不合作的艺术：理解基于LLM的多智能体系统中的非协作行为 (The Subtle Art of Defection: Understanding Uncooperative Behaviors in LLM based Multi-Agent Systems)

This paper introduces a novel framework for simulating and analyzing how uncooperative behaviors can destabilize or collapse LLM-based multi-agent systems. Our framework includes two key components: (1) a game theory-based taxonomy of uncooperative agent behaviors, addressing a notable gap in the existing literature; and (2) a structured, multi-stage simulation pipeline that dynamically generates and refines uncooperative behaviors as agents' states evolve. We evaluate the framework via a collaborative resource management setting, measuring system stability using metrics such as survival time and resource overuse rate. Empirically, our framework achieves 96.7% accuracy in generating realistic uncooperative behaviors, validated by human evaluations. Our results reveal a striking contrast: cooperative agents maintain perfect system stability (100% survival over 12 rounds with 0% resource overuse), while any uncooperative behavior can trigger rapid system collapse within 1 to 7 rounds. We also evaluate LLM-based defense methods, finding they detect some uncooperative behaviors, but some behaviors remain largely undetectable. These gaps highlight how uncooperative agents degrade collective outcomes and underscore the need for more resilient multi-agent systems.
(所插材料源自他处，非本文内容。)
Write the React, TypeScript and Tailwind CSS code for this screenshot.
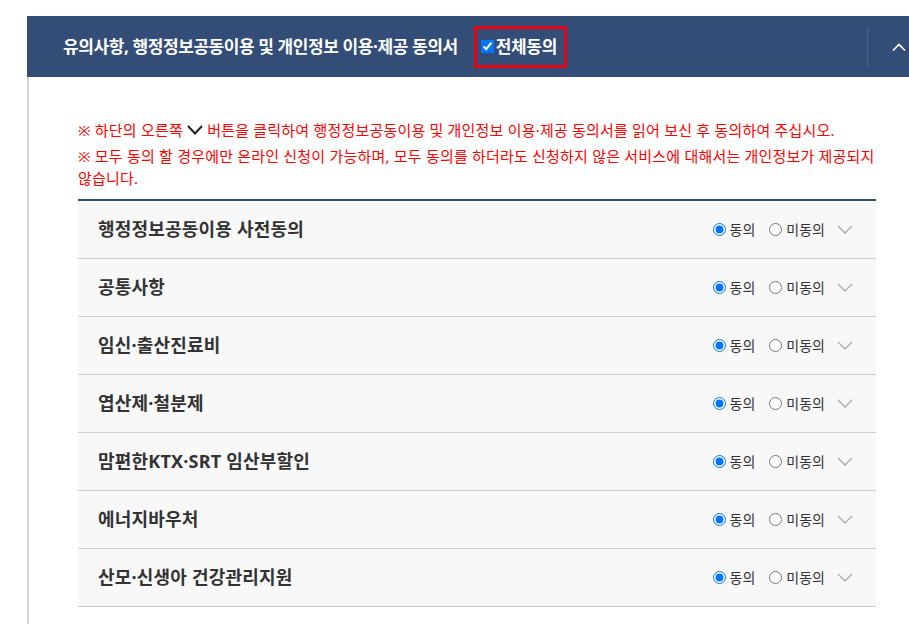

翻译：本文提出了一种新颖的框架，用于模拟和分析非协作行为如何破坏或瓦解基于大语言模型（LLM）的多智能体系统。我们的框架包含两个关键组成部分：（1）基于博弈论的非协作智能体行为分类法，填补了现有文献中的一个显著空白；（2）一个结构化的多阶段模拟流程，能够随着智能体状态的演变动态生成并优化非协作行为。我们通过一个协作式资源管理场景对该框架进行评估，使用生存时间和资源过度使用率等指标来衡量系统稳定性。实验表明，我们的框架在生成逼真的非协作行为方面达到了96.7%的准确率，并通过人工评估验证。我们的结果揭示了一个鲜明对比：协作型智能体能够维持完美的系统稳定性（12轮中100%生存且资源过度使用率为0%），而任何非协作行为都可能在1至7轮内引发系统迅速崩溃。我们还评估了基于LLM的防御方法，发现它们能够检测到部分非协作行为，但某些行为在很大程度上仍无法被检测。这些差距突显了非协作智能体如何损害集体成果，并强调了构建更具韧性的多智能体系统的必要性。